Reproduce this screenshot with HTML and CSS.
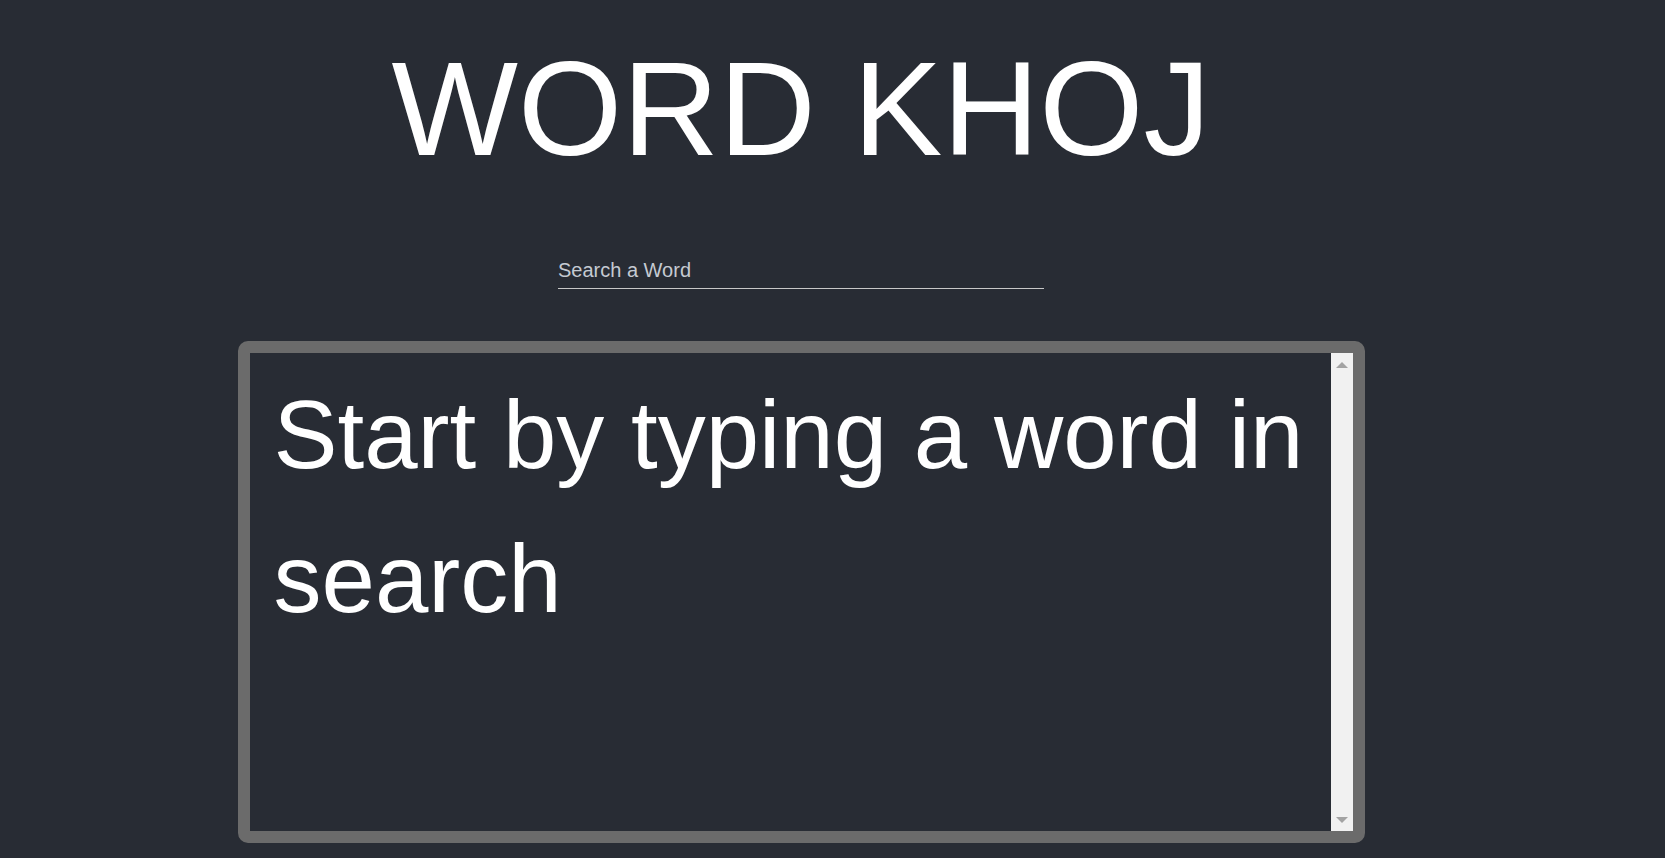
FILE: index.html
```html
<!DOCTYPE html>
<html lang="en">
<head>
<meta charset="utf-8">
<title>Word Khoj</title>
<link rel="stylesheet" href="styles.css">
</head>
<body>
<div class="app">
  <h1 class="title">WORD KHOJ</h1>
  <div class="search-row">
    <input class="search" type="text" placeholder="Search a Word">
  </div>
  <div class="result-box">
    <div class="result-text">Start by typing a word in search</div>
    <div class="scrollbar">
      <span class="arrow arrow-up"></span>
      <span class="arrow arrow-down"></span>
    </div>
  </div>
</div>
</body>
</html>
```
FILE: styles.css
```css
html, body {
  margin: 0;
  padding: 0;
  background: #282c34;
  height: 100%;
  overflow: hidden;
}
body {
  font-family: "Liberation Sans", Arial, sans-serif;
  color: #ffffff;
}
.app {
  width: 1602px;
  display: flex;
  flex-direction: column;
  align-items: center;
}
.title {
  margin: 34px 0 0;
  font-size: 134px;
  line-height: 150px;
  font-weight: normal;
  color: #ffffff;
}
.search-row {
  margin-top: 74px;
  display: flex;
}
.search {
  width: 486px;
  box-sizing: border-box;
  font-family: "Liberation Sans", Arial, sans-serif;
  font-size: 20px;
  line-height: 24px;
  height: 31px;
  padding: 0 0 6px 0;
  margin: 0;
  border: none;
  border-bottom: 1px solid #c8c8c8;
  background: transparent;
  color: #ffffff;
  outline: none;
}
.search::placeholder {
  color: #c5cad2;
  opacity: 1;
}
.result-box {
  margin-top: 52px;
  width: 1127px;
  height: 502px;
  box-sizing: border-box;
  border: 12px solid #6b6b6b;
  border-radius: 10px;
  display: flex;
}
.result-text {
  flex: 1;
  padding: 10px 10px 0 24px;
  font-size: 96px;
  line-height: 144px;
  color: #ffffff;
}
.scrollbar {
  width: 22px;
  background: #f1f1f1;
  display: flex;
  flex-direction: column;
  justify-content: space-between;
  align-items: center;
  padding: 9px 0 8px;
}
.arrow {
  width: 0;
  height: 0;
  border-left: 6px solid transparent;
  border-right: 6px solid transparent;
}
.arrow-up {
  border-bottom: 6px solid #a3a3a3;
}
.arrow-down {
  border-top: 6px solid #a3a3a3;
}
```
□ □ □ □ □
**Stated goal**
Repeat the data exactly, dropping every picture it holds.

**Task answer**
Reproduce this screenshot with HTML and CSS.
FILE: index.html
```html
<!DOCTYPE html>
<html lang="en">
<head>
<meta charset="utf-8">
<title>Word Khoj</title>
<link rel="stylesheet" href="styles.css">
</head>
<body>
<div class="app">
  <h1 class="title">WORD KHOJ</h1>
  <div class="search-row">
    <input class="search" type="text" placeholder="Search a Word">
  </div>
  <div class="result-box">
    <div class="result-text">Start by typing a word in search</div>
    <div class="scrollbar">
      <span class="arrow arrow-up"></span>
      <span class="arrow arrow-down"></span>
    </div>
  </div>
</div>
</body>
</html>
```
FILE: styles.css
```css
html, body {
  margin: 0;
  padding: 0;
  background: #282c34;
  height: 100%;
  overflow: hidden;
}
body {
  font-family: "Liberation Sans", Arial, sans-serif;
  color: #ffffff;
}
.app {
  width: 1602px;
  display: flex;
  flex-direction: column;
  align-items: center;
}
.title {
  margin: 34px 0 0;
  font-size: 134px;
  line-height: 150px;
  font-weight: normal;
  color: #ffffff;
}
.search-row {
  margin-top: 74px;
  display: flex;
}
.search {
  width: 486px;
  box-sizing: border-box;
  font-family: "Liberation Sans", Arial, sans-serif;
  font-size: 20px;
  line-height: 24px;
  height: 31px;
  padding: 0 0 6px 0;
  margin: 0;
  border: none;
  border-bottom: 1px solid #c8c8c8;
  background: transparent;
  color: #ffffff;
  outline: none;
}
.search::placeholder {
  color: #c5cad2;
  opacity: 1;
}
.result-box {
  margin-top: 52px;
  width: 1127px;
  height: 502px;
  box-sizing: border-box;
  border: 12px solid #6b6b6b;
  border-radius: 10px;
  display: flex;
}
.result-text {
  flex: 1;
  padding: 10px 10px 0 24px;
  font-size: 96px;
  line-height: 144px;
  color: #ffffff;
}
.scrollbar {
  width: 22px;
  background: #f1f1f1;
  display: flex;
  flex-direction: column;
  justify-content: space-between;
  align-items: center;
  padding: 9px 0 8px;
}
.arrow {
  width: 0;
  height: 0;
  border-left: 6px solid transparent;
  border-right: 6px solid transparent;
}
.arrow-up {
  border-bottom: 6px solid #a3a3a3;
}
.arrow-down {
  border-top: 6px solid #a3a3a3;
}
```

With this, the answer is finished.